Arabische Revolutionen: "Demokratie ist der einzige Weg"
Arabische Intellektuelle haben der Revolte den Weg bereitet, meint der Philosoph Sadiq al-Azm. Doch viele haben sich auch kompromittiert.
taz: Herr al-Azm, von den arabischen Intellektuellen war bei den Revolten in ihren Ländern, etwa in Ägypten und Tunesien, anfangs nur wenig zu hören. Warum war das so?
Al-Azm: Aus den Erfahrungen vieler Intellektueller weiß ich, dass man eine Reihe von Kompromissen eingehen musste, um seine Arbeit als Universitätsprofessor oder als Schriftsteller weiterführen zu können. Wenn es dann zu solch einer Revolution wie in Ägypten kommt, verhalten sich viele Intellektuelle wie alle anderen auch: Einige haben Angst, andere beteiligen sich aktiv daran. Wenn die Revolution zum Erfolg führt, dann existieren diese Albträume nicht mehr und die Zeit der Zugeständnisse ist vorbei.
Sollte das nicht für viele ein Anlass sein, Selbstkritik zu üben?
Ich denke, diese Intellektuellen können höchstens Erklärungen für ihr Verhalten liefern. Es gibt aber auch jene, die sich zum Sprachrohr der Regimes gemacht, in den Medien gearbeitet oder den Präsidenten verherrlicht haben. Wenn diese irgendwann von Gewissensbissen geplagt werden sollten, können sie sich entschuldigen. Aber niemand wird ihnen Glauben schenken - egal was sie machen. Sie können ihre Vergangenheit nicht ungeschehen machen. Die meisten von ihnen werden sich deshalb aus der Öffentlichkeit zurückziehen.
Braucht es nicht eine öffentliche Aufarbeitung der Verstrickungen?

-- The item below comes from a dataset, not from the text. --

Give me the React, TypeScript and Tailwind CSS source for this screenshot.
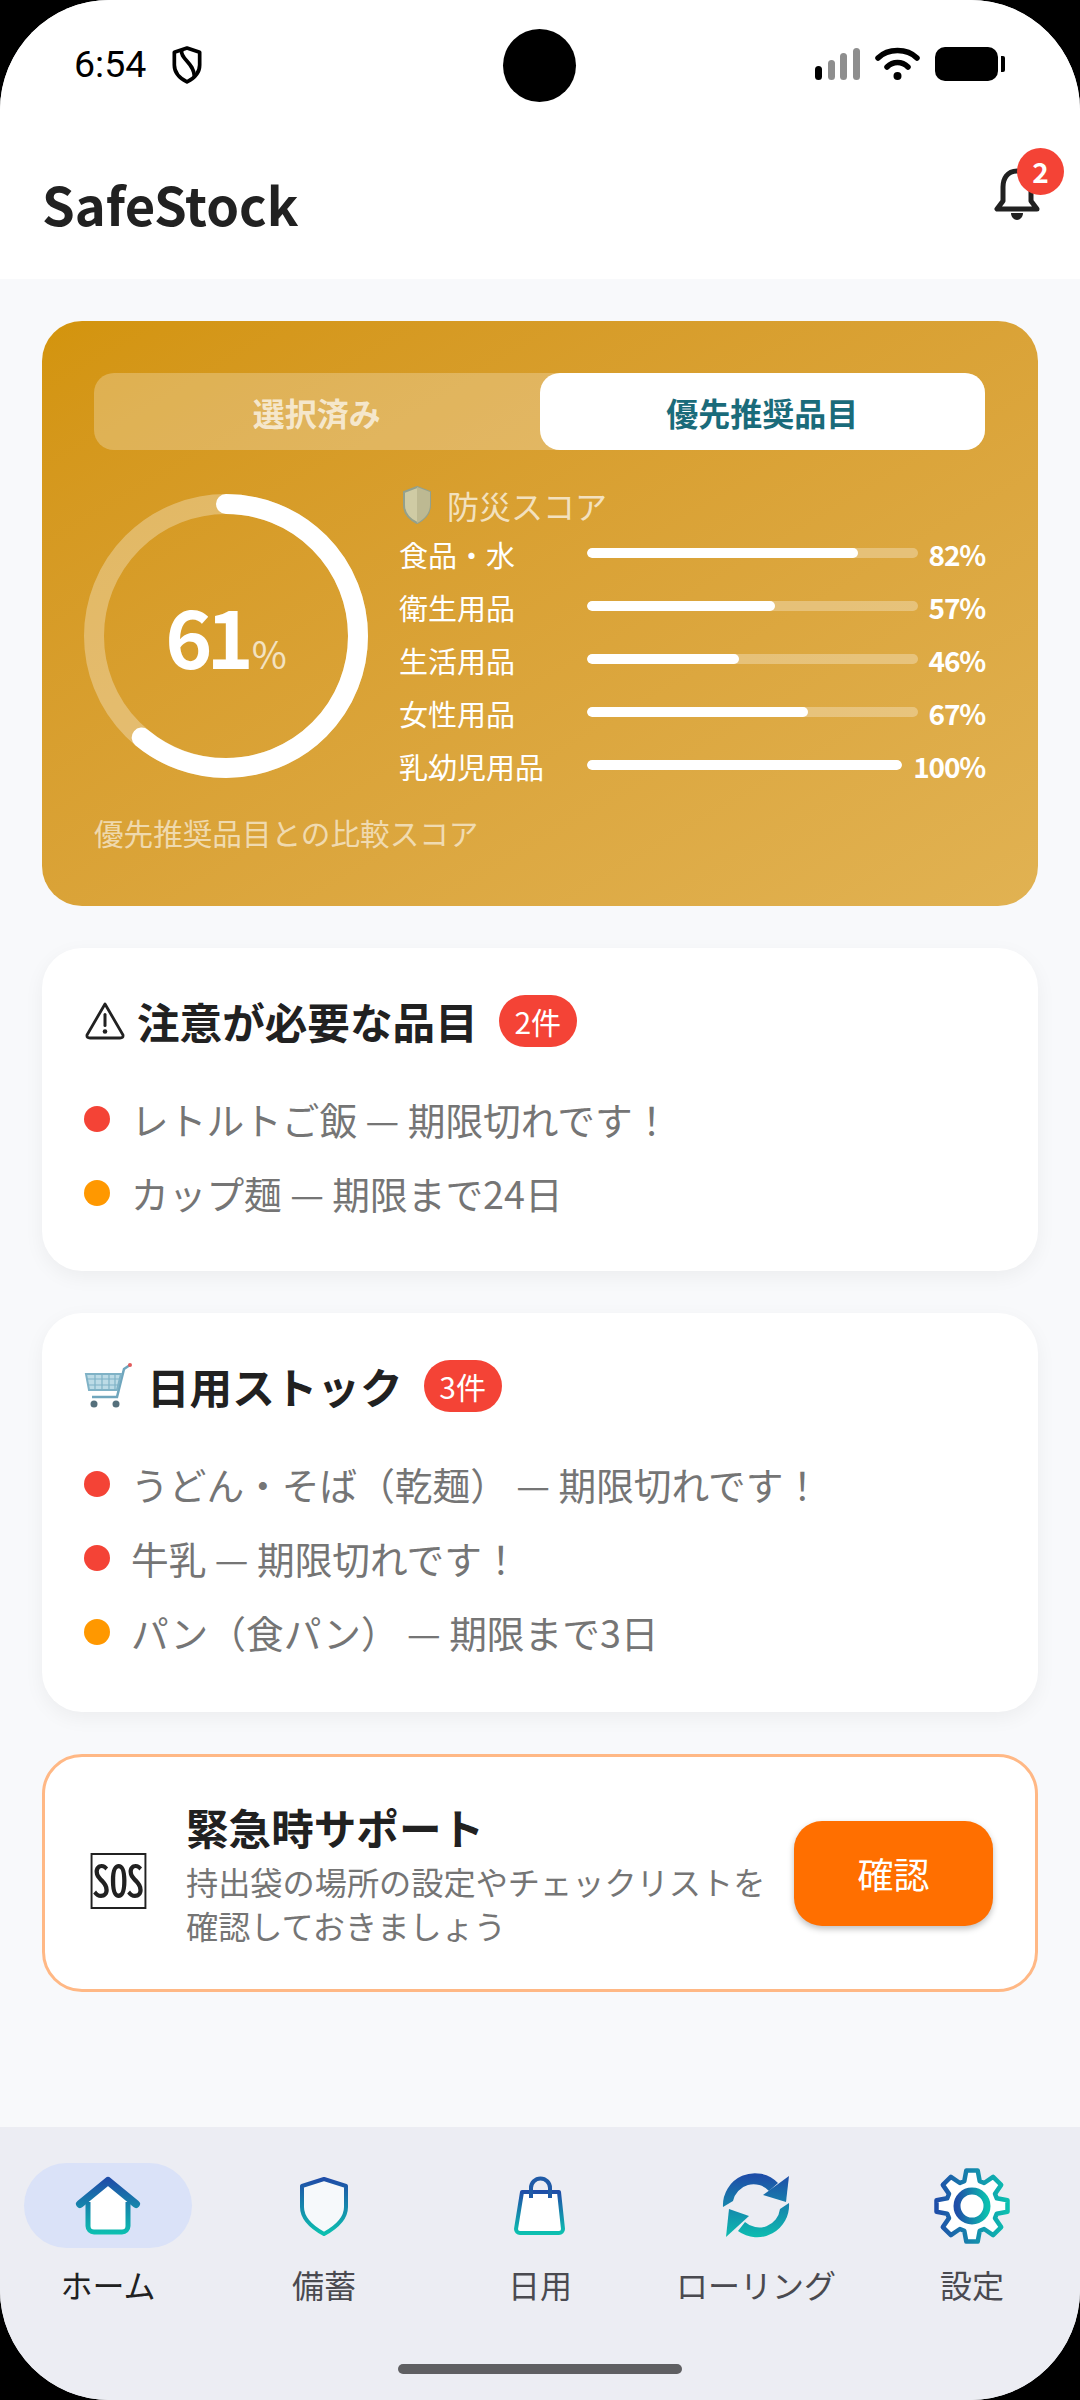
import type { ReactNode } from 'react';

const SCORES = [
  { label: '食品・水', value: 82 },
  { label: '衛生用品', value: 57 },
  { label: '生活用品', value: 46 },
  { label: '女性用品', value: 67 },
  { label: '乳幼児用品', value: 100 },
];

const ALERTS = [
  { text: 'レトルトご飯 — 期限切れです！', tone: 'red' },
  { text: 'カップ麺 — 期限まで24日', tone: 'orange' },
];

const DAILY = [
  { text: 'うどん・そば（乾麺） — 期限切れです！', tone: 'red' },
  { text: '牛乳 — 期限切れです！', tone: 'red' },
  { text: 'パン（食パン） — 期限まで3日', tone: 'orange' },
];

function Grad({ id, diagonal }: { id: string; diagonal?: boolean }) {
  return (
    <linearGradient id={id} x1="0" y1="0" x2={diagonal ? '1' : '0'} y2={diagonal ? '0' : '1'}>
      <stop offset="0" stopColor="#1f4ea8" />
      <stop offset="1" stopColor="#0cc0b0" />
    </linearGradient>
  );
}

function StatusBar() {
  return (
    <div className="relative h-[100px] flex items-center justify-between pl-[74px] pr-[75px] bg-white">
      <div className="flex items-center gap-[25px] pt-[30px]">
        <span className="text-[37.500px] leading-none text-black font-['Roboto',sans-serif]">6:54</span>
        <svg width="32" height="38" viewBox="0 0 30 36" fill="none" stroke="black" strokeWidth="3.5">
          <path d="M15 2 L27 6 V18 C27 26 21 31 15 34 C9 31 3 26 3 18 V6 Z" strokeLinejoin="round" />
          <path d="M10 4 C8 12 22 16 22 29" />
        </svg>
      </div>
      <div className="absolute left-[503px] top-[29px] w-[73px] h-[73px] rounded-full bg-black" />
      <svg className="mt-[30px]" width="190" height="36" viewBox="0 0 190 36">
        <rect x="0" y="19" width="7" height="14" rx="3.5" fill="#000" />
        <rect x="13" y="13" width="7" height="20" rx="3.5" fill="#8e8e8e" />
        <rect x="25" y="6" width="7" height="27" rx="3.5" fill="#8e8e8e" />
        <rect x="38" y="1" width="7" height="32" rx="3.5" fill="#8e8e8e" />
        <path d="M63 11 C73 1 92 1 102 11" fill="none" stroke="#000" strokeWidth="5.5" strokeLinecap="round" />
        <path d="M72 20 C78 14 87 14 93 20" fill="none" stroke="#000" strokeWidth="5.5" strokeLinecap="round" />
        <circle cx="82.5" cy="29" r="4" fill="#000" />
        <rect x="120" y="0" width="63" height="34" rx="10" fill="#000" />
        <path d="M186 9 H188 A2 2 0 0 1 190 11 V23 A2 2 0 0 1 188 25 H186 Z" fill="#000" />
      </svg>
    </div>
  );
}

function Header() {
  return (
    <header className="h-[179px] bg-white flex items-center justify-between pl-[42px] pr-[42px] pb-[2px]">
      <h1 className="text-[52.500px] leading-none font-bold text-[#212121] mt-[30px]">SafeStock</h1>
      <div className="relative w-[44px] h-[54px] mt-[10px]">
        <svg width="46" height="54" viewBox="0 0 46 54" fill="none">
          <path d="M23 4 C13 4 9 12 9 20 V34 L3 42 H43 L37 34 V20 C37 12 33 4 23 4 Z" stroke="#212121" strokeWidth="5" strokeLinejoin="round" />
          <path d="M17 46 H29 C29 50 26 53 23 53 C20 53 17 50 17 46 Z" fill="#212121" />
        </svg>
        <span className="absolute left-[23px] -top-[19px] w-[47px] h-[47px] rounded-full bg-[#f44336] text-white text-[28px] font-bold flex items-center justify-center leading-none">
          2
        </span>
      </div>
    </header>
  );
}

function ScoreRing() {
  const r = 132;
  const c = 2 * Math.PI * r;
  return (
    <div className="relative w-[284px] h-[284px] shrink-0 ml-[1px]">
      <svg width="284" height="284" viewBox="0 0 284 284" className="overflow-visible">
        <circle cx="142" cy="142" r={r} fill="none" stroke="rgba(255,255,255,0.3)" strokeWidth="20" />
        <circle
          cx="142"
          cy="142"
          r={r}
          fill="none"
          stroke="#fff"
          strokeWidth="20"
          strokeLinecap="round"
          strokeDasharray={`${c * 0.61} ${c}`}
          transform="rotate(-90 142 142)"
        />
      </svg>
      <div className="absolute inset-0 flex items-baseline justify-center pt-[100px] text-white">
        <span className="text-[80px] leading-none font-bold tracking-[-6px]">61</span>
        <span className="text-[38px] leading-none opacity-70 ml-[4px]">%</span>
      </div>
    </div>
  );
}

function HeroCard() {
  return (
    <section className="h-[585px] rounded-[40px] bg-gradient-to-br from-[#d3940c] to-[#e1b252] pt-[52px] pl-[41px] pr-[53px]">
      <div className="ml-[11px] h-[77px] flex rounded-[20px] bg-white/25">
        <div className="flex-1 flex items-center justify-center text-[32px] font-bold text-white/70">選択済み</div>
        <div className="flex-1 flex items-center justify-center text-[32px] font-bold text-[#1a6b7a] bg-white rounded-[20px]">優先推奨品目</div>
      </div>
      <div className="flex mt-[44px] gap-[31px]">
        <ScoreRing />
        <div className="flex-1 -mt-[9px]">
          <div className="flex items-center gap-[15px] h-[40px] pl-[3px] text-[32px] leading-none text-white/70">
            <svg width="30" height="38" viewBox="0 0 30 38">
              <path d="M15 1 L28 6 V19 C28 28 21 34 15 37 C9 34 2 28 2 19 V6 Z" fill="#cfcba4" stroke="#93a08c" strokeWidth="2" />
              <path d="M15 1 L28 6 V19 C28 28 21 34 15 37 Z" fill="#bdb992" />
            </svg>
            防災スコア
          </div>
          <div className="mt-[9px] flex flex-col gap-[13px]">
            {SCORES.map((s) => (
              <div key={s.label} className="h-[40px] flex items-center text-white">
                <span className="w-[188px] shrink-0 text-[29px] leading-none">{s.label}</span>
                <div className="flex-1 h-[10px] mb-[2px] rounded-full bg-white/30 overflow-hidden">
                  <div className="h-full rounded-full bg-white" style={{ width: `${s.value}%` }} />
                </div>
                <span className="ml-[11px] text-[28px] leading-none font-bold tracking-[-1.200px]">{s.value}%</span>
              </div>
            ))}
          </div>
        </div>
      </div>
      <p className="ml-[11px] mt-[27px] text-[29.600px] leading-[40px] text-white/60">優先推奨品目との比較スコア</p>
    </section>
  );
}

function Dot({ tone }: { tone: string }) {
  return <span className={tone === 'red' ? 'w-[26px] h-[26px] rounded-full bg-[#f44336] shrink-0' : 'w-[26px] h-[26px] rounded-full bg-[#ff9800] shrink-0'} />;
}

function StockCard({ title, icon, count, items, className }: { title: string; icon: ReactNode; count: string; items: { text: string; tone: string }[]; className: string }) {
  return (
    <section className={`rounded-[40px] bg-white shadow-[0_6px_20px_rgba(0,0,0,0.05)] pt-[46px] pl-[42px] ${className}`}>
      <div className="flex items-center h-[54px]">
        {icon}
        <h2 className="text-[42.600px] leading-none font-bold text-[#212121]">{title}</h2>
        <span className="ml-[21px] w-[78px] h-[52px] rounded-[26px] bg-[#f44336] text-white text-[30px] leading-none flex items-center justify-center">{count}</span>
      </div>
      <ul className="mt-[46px] flex flex-col gap-[24px]">
        {items.map((it) => (
          <li key={it.text} className="flex items-center gap-[21px] h-[50px]">
            <Dot tone={it.tone} />
            <span className="text-[37.700px] leading-none text-[#757575]">{it.text}</span>
          </li>
        ))}
      </ul>
    </section>
  );
}

function WarnIcon() {
  return (
    <svg className="mr-[12px] shrink-0 ml-[1px]" width="40" height="38" viewBox="0 0 40 38" fill="none">
      <path d="M20 2 L38 33 Q38.500 36 35 36 H5 Q1.500 36 2 33 Z" stroke="#212121" strokeWidth="2.800" strokeLinejoin="round" />
      <rect x="18.500" y="11" width="3" height="14" rx="1.500" fill="#212121" />
      <circle cx="20" cy="29.500" r="2.300" fill="#212121" />
    </svg>
  );
}

function CartIcon() {
  return (
    <svg className="mr-[15px] shrink-0" width="48" height="46" viewBox="0 0 48 46" fill="none">
      <path d="M46 2 L40 6 L33 34 H8" stroke="#6fa6bd" strokeWidth="2.500" />
      <path d="M2 11 H37 L33 27 H5 Z" fill="#bcdbe6" stroke="#7fb2c6" strokeWidth="2" />
      <path d="M11 11 V27 M18 11 V27 M25 11 V27 M31 11 V27 M3 16 H36 M4 22 H34" stroke="#7fb2c6" strokeWidth="1.200" />
      <circle cx="10" cy="41" r="3.500" fill="#55707c" />
      <circle cx="32" cy="41" r="3.500" fill="#55707c" />
      <circle cx="46" cy="2" r="2" fill="#e25b5b" />
    </svg>
  );
}

function SosCard() {
  return (
    <section className="h-[238px] rounded-[40px] bg-white border-[3px] border-[#ffb885] flex items-center pl-[45px] pr-[42px]">
      <span className="w-[57px] mt-[10px] shrink-0 text-[62px] leading-none text-[#212121] flex items-center justify-center">🆘</span>
      <div className="ml-[39px] flex-1">
        <h3 className="text-[42.600px] leading-[54px] font-bold text-[#212121]">緊急時サポート</h3>
        <p className="mt-[5px] text-[32.200px] leading-[44px] text-[#757575]">
          持出袋の場所の設定やチェックリストを
          <br />
          確認しておきましょう
        </p>
      </div>
      <button className="w-[199px] h-[105px] rounded-[28px] bg-[#ff6f00] text-white text-[36px] shadow-[0_3px_6px_rgba(0,0,0,0.25)]">確認</button>
    </section>
  );
}

function HomeIcon() {
  return (
    <svg width="66" height="60" viewBox="0 0 66 60" fill="none">
      <defs>
        <linearGradient id="g-home" gradientUnits="userSpaceOnUse" x1="0" y1="4" x2="0" y2="58">
          <stop offset="0" stopColor="#1f4ea8" />
          <stop offset="1" stopColor="#0cc0b0" />
        </linearGradient>
      </defs>
      <path d="M12 26 L33 8 L54 26 V51 A5 5 0 0 1 49 56 H17 A5 5 0 0 1 12 51 Z" fill="#fff" />
      <path d="M13 26 V50 A6 6 0 0 0 19 56 H47 A6 6 0 0 0 53 50 V26" stroke="url(#g-home)" strokeWidth="5" />
      <path d="M5 28 L33 5 L61 28" stroke="url(#g-home)" strokeWidth="8" strokeLinecap="round" strokeLinejoin="round" />
    </svg>
  );
}

function ShieldIcon() {
  return (
    <svg width="50" height="60" viewBox="0 0 50 60" fill="none">
      <defs><Grad id="g-shield" /></defs>
      <path d="M25 3 L47 10 V31 C47 44 36 52 25 58 C14 52 3 44 3 31 V10 Z" fill="#f6f9fb" stroke="url(#g-shield)" strokeWidth="4" strokeLinejoin="round" />
    </svg>
  );
}

function BagIcon() {
  return (
    <svg width="52" height="60" viewBox="0 0 52 60" fill="none">
      <defs><Grad id="g-bag" /></defs>
      <path d="M8 16 H45 L49 53 A4 4 0 0 1 45 57 H6 A4 4 0 0 1 2 53 Z" fill="#fff" stroke="url(#g-bag)" strokeWidth="4" strokeLinejoin="round" />
      <path d="M17 22 V12 A9.500 9.500 0 0 1 36 12 V22" stroke="#1f5aa6" strokeWidth="4" />
    </svg>
  );
}

function RollingIcon() {
  return (
    <svg width="70" height="70" viewBox="0 0 70 70" fill="none">
      <defs>
        <linearGradient id="g-roll" gradientUnits="userSpaceOnUse" x1="0" y1="5" x2="0" y2="68">
          <stop offset="0" stopColor="#1f4ea8" />
          <stop offset="1" stopColor="#0cc0b0" />
        </linearGradient>
      </defs>
      <path d="M2 36 A32 32 0 0 1 57 12 L48 20 A21 21 0 0 0 12 30 Z" fill="url(#g-roll)" />
      <path d="M68 5 L65 31 L42 24 Z" fill="url(#g-roll)" />
      <path d="M68 32 A32 32 0 0 1 17 60 L24 51 A21 21 0 0 0 59 38 Z" fill="url(#g-roll)" />
      <path d="M5 66 L8 38 L28 45 Z" fill="url(#g-roll)" />
    </svg>
  );
}

function gearPath() {
  const cx = 39;
  const cy = 39;
  const pts: string[] = [];
  for (let i = 0; i < 8; i++) {
    const a = (i * Math.PI) / 4 - Math.PI / 2;
    const at = (r: number, d: number) => `${(cx + r * Math.cos(a + d)).toFixed(1)} ${(cy + r * Math.sin(a + d)).toFixed(1)}`;
    pts.push(i === 0 ? `M${at(26, -0.3)}` : `L${at(26, -0.3)}`);
    pts.push(`L${at(36, -0.16)}`, `L${at(36, 0.16)}`, `L${at(26, 0.3)}`);
  }
  return `${pts.join(' ')} Z`;
}

function GearIcon() {
  return (
    <svg width="78" height="78" viewBox="0 0 78 78" fill="none">
      <defs><Grad id="g-gear" diagonal /></defs>
      <path d={gearPath()} fill="#fff" stroke="url(#g-gear)" strokeWidth="4.500" strokeLinejoin="round" />
      <circle cx="39" cy="39" r="15" fill="#fff" stroke="url(#g-gear)" strokeWidth="7" />
    </svg>
  );
}

const NAV = [
  { label: 'ホーム', icon: <HomeIcon />, active: true },
  { label: '備蓄', icon: <ShieldIcon /> },
  { label: '日用', icon: <BagIcon /> },
  { label: 'ローリング', icon: <RollingIcon /> },
  { label: '設定', icon: <GearIcon /> },
];

function BottomNav() {
  return (
    <nav className="relative h-[273px] bg-[#ecedf3] grid grid-cols-5 pt-[36px]">
      {NAV.map((n) => (
        <div key={n.label} className="flex flex-col items-center">
          <div className={n.active ? 'w-[168px] h-[85px] rounded-full bg-[#dae2f8] flex items-center justify-center' : 'w-[168px] h-[85px] flex items-center justify-center'}>
            {n.icon}
          </div>
          <span className={n.active ? 'mt-[16px] text-[32px] leading-[40px] text-[#212121]' : 'mt-[16px] text-[32px] leading-[40px] text-[#4a4a50]'}>{n.label}</span>
        </div>
      ))}
      <div className="absolute left-[398px] top-[237px] w-[284px] h-[10px] rounded-full bg-[#5f5f62]" />
    </nav>
  );
}

export default function App() {
  return (
    <div className="w-[1080px] h-[2400px] bg-black font-['Noto_Sans_CJK_JP','Noto_Sans',sans-serif]">
      <div className="w-full h-full rounded-[110px] overflow-hidden flex flex-col bg-[#f8f9fb]">
        <StatusBar />
        <Header />
        <main className="flex-1 px-[42px] pt-[42px] flex flex-col gap-[42px]">
          <HeroCard />
          <StockCard title="注意が必要な品目" icon={<WarnIcon />} count="2件" items={ALERTS} className="h-[323px]" />
          <StockCard title="日用ストック" icon={<CartIcon />} count="3件" items={DAILY} className="h-[399px]" />
          <SosCard />
        </main>
        <BottomNav />
      </div>
    </div>
  );
}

Ich möchte mit den meisten Intellektuellen nicht zu hart ins Gericht gehen - es sei denn ihr Verhalten ist so klar wie bei Jaber Asfur, dem früheren Direktor der obersten Kulturbehörde Ägyptens und letzten Kulturminister unter Mubarak. Früher hielt er eine gewisse Distanz zum Regime, dann nicht mehr. Es ist unmöglich, diese Menschen zu respektieren. Jetzt kommen Listen von Personen und Institutionen an die Öffentlichkeit, die vom libyschen Regime Gelder bekommen haben. Wenn nach den Revolutionen hoffentlich stabile, demokratische und zivile Strukturen entstehen, dann ist es notwendig, eine solche Diskussion zu eröffnen. Aber ich glaube auch, dass manche Intellektuelle eine wichtige Rolle bei der Vorbereitung der Revolutionen gespielt haben.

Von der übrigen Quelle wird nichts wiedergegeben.